#RevoltadoBusao: Bom dia, cavalo

Mais um brilhante texto de Rafael Duarte.  
E me fez lembrar o que aconteceu com uma prima de minha esposa no dia do aumento, terça-feira.  Entregou R$ 2,20 ao cobrador e tentou passar.  Foi informada de que faltavam vinte centavos.  Só então ficou sabendo do aumento da passagem.  Sabe como ela conseguiu passar a roleta?  Um moleque que estava no ônibus pedindo dinheiro ("podia estar roubando, mas estou aqui pedindo um trocado a vocês") lhe deu os vinte centavos.
Depois vem jornalista da taba dizer que os que protestam são contra a maioria da cidade.  Não, amigo.  A maioria da cidade anda de ônibus e é contra um golpe travestido de aumento dado pela prefeita, seu secretário e os empresários de ônibus.

Por Rafael Duarte
No Novo Jornal

Os cavalos da Polícia Militar são mais educados e preparados que a tropa de choque da corporação. E bem mais inteligentes e sinceros que os responsáveis pela selvageria de quarta-feira passada, durante os protestos de estudantes e trabalhadores contra o aumento da passagem de ônibus da noite para o dia. Contra a revolta popular, o remédio da polícia é a bala de borracha e o spray de pimenta. Um cavalo, não tenha dúvida, seria muito mais sensível diante da mesma situação.

O discurso do Estado é repetitivo e hipócrita: protesto pacífico pode, abusos não. Eu já não sei o que espanta mais, o discurso ou a prática. Engraçada essa democracia em que vivemos. Aumentar a passagem do transporte público sem avisar ninguém, pode. Ainda que boa parte da população dependente do serviço ande com dinheiro contado para passar a roleta e chegar ao trabalho. Abuso é dizer que não concorda. E tome bala, pimenta, porrada e camburão. Entranho esse conceito talhado na ponta do cassetete militar.
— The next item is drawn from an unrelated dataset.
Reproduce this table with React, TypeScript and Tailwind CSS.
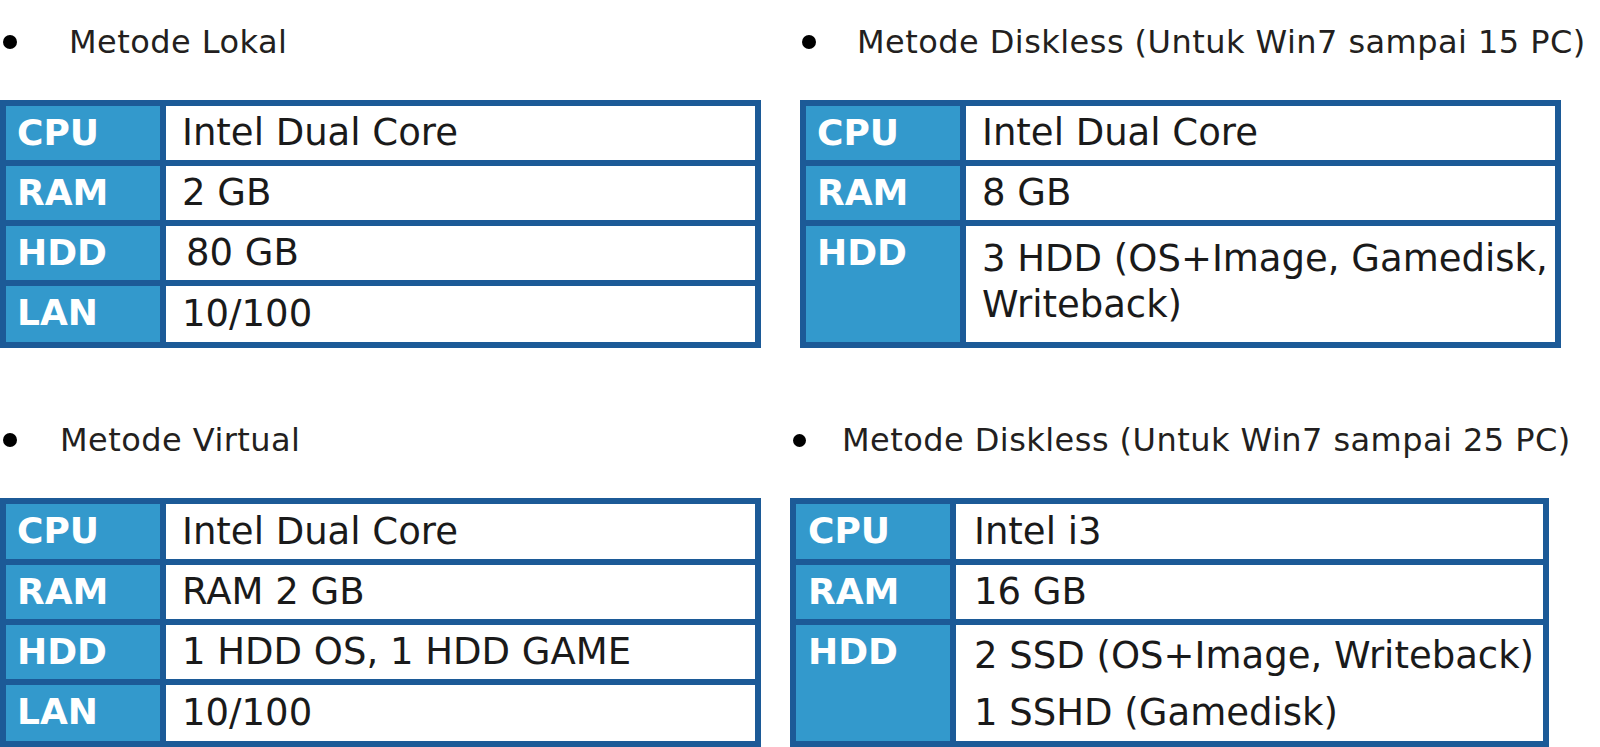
import React from "react";

type Row = {
  label: string;
  value: React.ReactNode;
  h: string;
  multi?: string;
};

const SpecTable = ({
  rows,
  className,
  labelPad,
  valuePad,
}: {
  rows: Row[];
  className: string;
  labelPad: string;
  valuePad: string;
}) => (
  <div
    className={`grid grid-cols-[154px_1fr] gap-[6px] bg-[#1c5a97] p-[6px] ${className}`}
  >
    {rows.map((r) => (
      <React.Fragment key={r.label}>
        <div
          className={`bg-[#3399cc] text-white font-bold text-[36px] leading-[54px] ${labelPad} ${r.h}`}
        >
          {r.label}
        </div>
        <div
          className={`bg-white text-[#1a1a1a] text-[37px] ${valuePad} ${r.h} ${
            r.multi ?? "flex items-center leading-[54px]"
          }`}
        >
          {r.value}
        </div>
      </React.Fragment>
    ))}
  </div>
);

const Bullet = ({ className }: { className: string }) => (
  <span className={`shrink-0 rounded-full bg-black ${className}`} />
);

const lokal: Row[] = [
  { label: "CPU", value: "Intel Dual Core", h: "h-[54px]" },
  { label: "RAM", value: "2 GB", h: "h-[54px]" },
  { label: "HDD", value: <span className="ml-[4px]">80 GB</span>, h: "h-[54px]" },
  { label: "LAN", value: "10/100", h: "h-[56px]" },
];

const diskless15: Row[] = [
  { label: "CPU", value: "Intel Dual Core", h: "h-[54px]" },
  { label: "RAM", value: "8 GB", h: "h-[54px]" },
  {
    label: "HDD",
    value: (
      <>
        3 HDD (OS+Image, Gamedisk,
        <br />
        Writeback)
      </>
    ),
    h: "h-[116px]",
    multi: "leading-[46px] pt-[10px]",
  },
];

const virtual: Row[] = [
  { label: "CPU", value: "Intel Dual Core", h: "h-[55px]" },
  { label: "RAM", value: "RAM 2 GB", h: "h-[54px]" },
  { label: "HDD", value: "1 HDD OS, 1 HDD GAME", h: "h-[54px]" },
  { label: "LAN", value: "10/100", h: "h-[56px]" },
];

const diskless25: Row[] = [
  { label: "CPU", value: "Intel i3", h: "h-[55px]" },
  { label: "RAM", value: "16 GB", h: "h-[54px]" },
  {
    label: "HDD",
    value: (
      <>
        <div>2 SSD (OS+Image, Writeback)</div>
        <div>1 SSHD (Gamedisk)</div>
      </>
    ),
    h: "h-[116px]",
    multi: "leading-[57px] pt-[2px]",
  },
];

const titleRow =
  "flex h-[40px] items-center text-[32px] leading-[40px] tracking-[0.45px] text-[#231f20]";

export default function App() {
  return (
    <div className="w-[1600px] h-[747px] overflow-hidden bg-white font-['DejaVu_Sans',sans-serif]">
      <div className="flex pt-[22px]">
        <div className="w-[761px]">
          <div className={titleRow}>
            <Bullet className="ml-[3px] h-[14px] w-[14px]" />
            <span className="ml-[52px]">Metode Lokal</span>
          </div>
          <SpecTable
            rows={lokal}
            className="mt-[38px] w-[761px]"
            labelPad="pl-[11px]"
            valuePad="pl-[16px]"
          />
        </div>
        <div className="ml-[39px]">
          <div className={titleRow}>
            <Bullet className="ml-[2px] h-[14px] w-[14px]" />
            <span className="ml-[41px] whitespace-nowrap">
              Metode Diskless (Untuk Win7 sampai 15 PC)
            </span>
          </div>
          <SpecTable
            rows={diskless15}
            className="mt-[38px] w-[761px]"
            labelPad="pl-[11px]"
            valuePad="pl-[16px]"
          />
        </div>
      </div>

      <div className="mt-[72px] flex">
        <div className="w-[761px]">
          <div className={titleRow}>
            <Bullet className="ml-[3px] h-[14px] w-[14px]" />
            <span className="ml-[43px]">Metode Virtual</span>
          </div>
          <SpecTable
            rows={virtual}
            className="mt-[38px] w-[761px]"
            labelPad="pl-[11px]"
            valuePad="pl-[16px]"
          />
        </div>
        <div className="ml-[29px]">
          <div className={titleRow}>
            <Bullet className="ml-[3px] h-[13px] w-[13px]" />
            <span className="ml-[36px] whitespace-nowrap">
              Metode Diskless (Untuk Win7 sampai 25 PC)
            </span>
          </div>
          <SpecTable
            rows={diskless25}
            className="mt-[38px] w-[759px]"
            labelPad="pl-[12px]"
            valuePad="pl-[18px]"
          />
        </div>
      </div>
    </div>
  );
}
Caro comandante geral de Polícia, protesto é protesto contra o abuso de poder. Mas não espere que toda a população durma vendo a esculhambação que virou uma cidade arrasada pela incompetência administrativa de quem vendeu um produto falsificado na televisão. É desumano pedir calma enquanto se é maltratado. Existe uma lição que a polícia bem conhece: quem bate, esquece; quem apanha, jamais. O sujeito fica calado até onde aguenta, depois explode. Isso é ser humano. É natural que seja assim. Ir para o meio da rua, caro comandante geral da Polícia, é muito mais legítimo e democrático que um discurso que promete ‘combater os excessos’. Com essa mesma teoria fascista, a ditadura militar torturou e matou gente de carne e osso.

Abaixo esse lugar-comum de que a polícia existe para manter a ordem. Não, caro comandante geral. A polícia existe para proteger o cidadão. Quem mantém a ordem e organiza uma cidade são as leis. E não existe lei brasileira nenhuma que proíba qualquer cidadão, seja ele trabalhador, desempregado, estudante ou aposentado, de cobrar o que lhe é básico: respeito.

É verdade que protesto causa transtorno. É correto dizer que manifestação de rua provoca engarrafamento no trânsito. Mas ninguém é doido de sair no meio da rua sem motivo.

A luta é coletiva e necessária. Em Natal se derruba um estádio, constrói-se outro muito mais caro no lugar e ao torcedor, que é quem paga, não é dado o direito de opinar a respeito. Por aqui se promete uma inacreditável licitação para o transporte público e ao usuário, que é quem paga, não é dado o direito de dizer o que pensa sobre o assunto.

Não é de hoje que essa turma sai às ruas contra o aumento das tarifas. O detalhe é que, no fundo, a revolta maior não é nem contra o reajuste em si, mas pela forma como a coisa se dá, na surdina, na calada da noite, de forma escondida, como se o objetivo fosse mesmo sacrificar quem ganha pouco, humilhar quem depende do serviço público e ignorar, sempre, quem pensa diferente.